Hawles, like Somers and Burnet, suggested that "Of late days," it was being said that the duty of the grand jury was to find "Whether the Accusation is Probable." "That saying," he insisted, was warranted neither by "positive Law, or ancient authority." No one should even be questioned by the king on a capital matter unless a grand jury swears "that they believe the matter of the accusation to be true." They must, on the basis of their own knowledge or the evidence given them "verily believe the accusation is true." "Probabilities" could not "satisfy the Jury."[96]
As one might expect, Hawles emphasized the literal meaning of the grand juryman's oath to tell the truth and used the language of two trials. Like Somers, he outlined the grand jury's advantage over the petty jury, noting it would make no sense to have the "more substantial and Understanding Men" of the grand jury serve if their business were a "mere formality."[97] Hawles's brief, unoriginal comments might well have slipped into oblivion had they not been included in the published State Trials and then been rendered authoritative by incorporation into the remarks of the editor of Sir Matthew Hale's History of the Pleas of the Crown (1736), which I shall examine shortly.
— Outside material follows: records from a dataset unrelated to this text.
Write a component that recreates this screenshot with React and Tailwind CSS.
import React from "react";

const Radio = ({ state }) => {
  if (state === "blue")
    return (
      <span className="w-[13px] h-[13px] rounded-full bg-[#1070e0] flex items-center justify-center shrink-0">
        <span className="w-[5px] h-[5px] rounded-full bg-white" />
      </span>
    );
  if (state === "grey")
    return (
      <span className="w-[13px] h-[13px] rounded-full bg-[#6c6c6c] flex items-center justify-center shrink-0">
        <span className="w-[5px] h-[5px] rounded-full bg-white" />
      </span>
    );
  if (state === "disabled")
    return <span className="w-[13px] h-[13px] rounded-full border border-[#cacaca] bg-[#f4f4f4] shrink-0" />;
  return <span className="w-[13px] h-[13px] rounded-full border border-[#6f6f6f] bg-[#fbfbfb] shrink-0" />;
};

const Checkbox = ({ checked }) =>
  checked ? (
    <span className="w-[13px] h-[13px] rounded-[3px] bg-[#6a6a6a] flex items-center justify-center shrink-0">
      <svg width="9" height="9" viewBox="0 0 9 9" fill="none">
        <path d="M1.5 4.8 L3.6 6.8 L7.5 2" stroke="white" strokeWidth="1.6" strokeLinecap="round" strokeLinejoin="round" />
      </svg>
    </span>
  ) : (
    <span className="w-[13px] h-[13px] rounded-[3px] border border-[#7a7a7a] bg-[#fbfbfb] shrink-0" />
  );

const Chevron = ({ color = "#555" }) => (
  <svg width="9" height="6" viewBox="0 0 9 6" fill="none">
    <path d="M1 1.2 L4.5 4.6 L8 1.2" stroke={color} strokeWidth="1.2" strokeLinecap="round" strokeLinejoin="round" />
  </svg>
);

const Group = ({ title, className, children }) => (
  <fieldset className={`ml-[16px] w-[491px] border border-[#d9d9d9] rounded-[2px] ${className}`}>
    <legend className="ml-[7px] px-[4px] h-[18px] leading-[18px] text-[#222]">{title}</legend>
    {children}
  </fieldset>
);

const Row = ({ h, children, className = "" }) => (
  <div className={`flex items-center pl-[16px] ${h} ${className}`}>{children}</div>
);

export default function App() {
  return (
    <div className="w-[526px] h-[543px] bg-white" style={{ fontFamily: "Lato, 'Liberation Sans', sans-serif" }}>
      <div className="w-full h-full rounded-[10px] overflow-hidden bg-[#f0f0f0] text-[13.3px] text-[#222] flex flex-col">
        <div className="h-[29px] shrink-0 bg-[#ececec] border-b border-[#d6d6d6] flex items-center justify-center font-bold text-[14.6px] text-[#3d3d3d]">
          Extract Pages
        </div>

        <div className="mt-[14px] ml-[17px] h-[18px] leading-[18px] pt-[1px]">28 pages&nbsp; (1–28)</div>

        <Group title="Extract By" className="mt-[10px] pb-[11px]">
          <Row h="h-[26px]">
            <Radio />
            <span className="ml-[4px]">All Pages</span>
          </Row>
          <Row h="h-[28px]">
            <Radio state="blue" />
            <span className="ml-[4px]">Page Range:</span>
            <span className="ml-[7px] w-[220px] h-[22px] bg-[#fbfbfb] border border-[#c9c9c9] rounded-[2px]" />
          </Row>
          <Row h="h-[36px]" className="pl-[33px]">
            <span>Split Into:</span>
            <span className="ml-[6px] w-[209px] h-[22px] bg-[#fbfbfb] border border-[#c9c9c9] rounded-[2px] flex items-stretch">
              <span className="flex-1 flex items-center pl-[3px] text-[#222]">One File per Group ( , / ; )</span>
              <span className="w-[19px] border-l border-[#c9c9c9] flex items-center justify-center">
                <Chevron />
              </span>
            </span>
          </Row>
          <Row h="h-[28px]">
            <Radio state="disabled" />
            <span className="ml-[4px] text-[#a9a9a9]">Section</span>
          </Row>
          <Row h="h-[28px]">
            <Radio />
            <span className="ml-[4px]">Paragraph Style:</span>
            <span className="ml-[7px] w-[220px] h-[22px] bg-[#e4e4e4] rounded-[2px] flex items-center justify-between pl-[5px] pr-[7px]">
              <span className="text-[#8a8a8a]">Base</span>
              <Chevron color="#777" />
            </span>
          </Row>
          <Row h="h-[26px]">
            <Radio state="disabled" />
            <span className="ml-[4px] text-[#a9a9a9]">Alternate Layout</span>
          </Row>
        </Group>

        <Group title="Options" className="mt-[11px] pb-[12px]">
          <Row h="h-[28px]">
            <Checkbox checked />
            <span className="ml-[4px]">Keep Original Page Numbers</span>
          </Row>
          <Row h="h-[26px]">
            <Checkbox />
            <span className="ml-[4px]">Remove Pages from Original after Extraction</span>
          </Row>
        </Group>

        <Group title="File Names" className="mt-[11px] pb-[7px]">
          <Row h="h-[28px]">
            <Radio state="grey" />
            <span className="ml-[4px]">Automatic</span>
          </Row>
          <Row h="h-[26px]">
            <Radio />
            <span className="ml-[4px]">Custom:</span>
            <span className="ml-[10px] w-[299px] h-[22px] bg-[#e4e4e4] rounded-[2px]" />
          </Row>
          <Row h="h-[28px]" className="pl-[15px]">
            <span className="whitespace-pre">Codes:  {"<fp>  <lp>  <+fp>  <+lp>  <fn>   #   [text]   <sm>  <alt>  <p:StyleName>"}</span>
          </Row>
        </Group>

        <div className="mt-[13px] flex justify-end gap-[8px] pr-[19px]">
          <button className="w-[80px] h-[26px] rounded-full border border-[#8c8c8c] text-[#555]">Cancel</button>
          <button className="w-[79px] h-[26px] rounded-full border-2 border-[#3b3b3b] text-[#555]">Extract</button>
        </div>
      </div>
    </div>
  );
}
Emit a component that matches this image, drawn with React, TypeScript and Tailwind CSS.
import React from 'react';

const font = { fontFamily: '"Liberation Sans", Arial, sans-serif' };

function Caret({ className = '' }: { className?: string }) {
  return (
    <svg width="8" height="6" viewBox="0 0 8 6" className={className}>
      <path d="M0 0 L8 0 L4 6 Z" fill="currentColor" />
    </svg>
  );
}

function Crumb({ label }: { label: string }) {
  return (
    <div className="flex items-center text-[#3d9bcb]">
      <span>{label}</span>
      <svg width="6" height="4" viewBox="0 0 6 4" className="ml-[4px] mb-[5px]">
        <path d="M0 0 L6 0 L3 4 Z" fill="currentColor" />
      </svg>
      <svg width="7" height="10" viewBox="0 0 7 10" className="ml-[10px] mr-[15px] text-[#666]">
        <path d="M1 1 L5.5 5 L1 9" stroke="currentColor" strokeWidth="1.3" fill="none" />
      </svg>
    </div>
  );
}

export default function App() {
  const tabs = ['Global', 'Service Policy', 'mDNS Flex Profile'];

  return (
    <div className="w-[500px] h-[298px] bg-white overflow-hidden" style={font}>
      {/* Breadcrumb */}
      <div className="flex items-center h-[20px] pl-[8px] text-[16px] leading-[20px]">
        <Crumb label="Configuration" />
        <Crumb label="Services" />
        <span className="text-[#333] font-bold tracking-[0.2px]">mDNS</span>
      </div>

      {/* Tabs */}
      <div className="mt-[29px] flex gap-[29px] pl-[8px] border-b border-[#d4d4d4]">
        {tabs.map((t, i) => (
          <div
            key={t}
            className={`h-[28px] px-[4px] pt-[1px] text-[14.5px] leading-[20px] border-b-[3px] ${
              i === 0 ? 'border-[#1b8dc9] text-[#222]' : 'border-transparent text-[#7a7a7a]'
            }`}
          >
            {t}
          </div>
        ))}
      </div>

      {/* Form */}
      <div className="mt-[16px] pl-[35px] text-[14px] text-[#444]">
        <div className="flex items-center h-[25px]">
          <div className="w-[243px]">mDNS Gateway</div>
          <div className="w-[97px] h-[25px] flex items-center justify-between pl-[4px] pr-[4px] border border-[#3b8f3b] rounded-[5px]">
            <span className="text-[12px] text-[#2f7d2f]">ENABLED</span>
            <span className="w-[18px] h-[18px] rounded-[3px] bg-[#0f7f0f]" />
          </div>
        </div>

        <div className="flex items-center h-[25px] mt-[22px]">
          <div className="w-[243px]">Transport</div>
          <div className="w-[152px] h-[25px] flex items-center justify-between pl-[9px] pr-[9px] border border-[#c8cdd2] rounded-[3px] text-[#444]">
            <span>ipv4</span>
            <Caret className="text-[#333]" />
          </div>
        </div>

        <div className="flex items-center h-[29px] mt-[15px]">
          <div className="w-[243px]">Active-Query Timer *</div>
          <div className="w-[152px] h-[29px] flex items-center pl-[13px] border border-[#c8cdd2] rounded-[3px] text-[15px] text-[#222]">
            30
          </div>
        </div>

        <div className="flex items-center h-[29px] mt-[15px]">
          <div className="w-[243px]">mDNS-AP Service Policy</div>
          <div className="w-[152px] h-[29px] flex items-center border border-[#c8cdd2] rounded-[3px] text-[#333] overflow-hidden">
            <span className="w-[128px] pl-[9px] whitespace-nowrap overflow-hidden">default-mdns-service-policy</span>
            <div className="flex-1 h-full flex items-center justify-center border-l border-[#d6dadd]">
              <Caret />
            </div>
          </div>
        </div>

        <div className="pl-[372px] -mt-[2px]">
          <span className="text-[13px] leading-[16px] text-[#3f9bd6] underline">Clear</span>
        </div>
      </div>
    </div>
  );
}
Hawles's, however, was not the sole 1689 critique of the Shaftes-
bury proceedings. The revolutionary decade witnessed a number of works which referred back to the treason trials of the previous decade.[98] In comparing the late seventeenth-century discussion with that of the earlier period, what is striking is the change in the terms of discourse. Not only has the political element been enormously heightened but so has the evidentiary terminology. Concepts of "probability" have largely replaced those of "common fame" and "suspicion."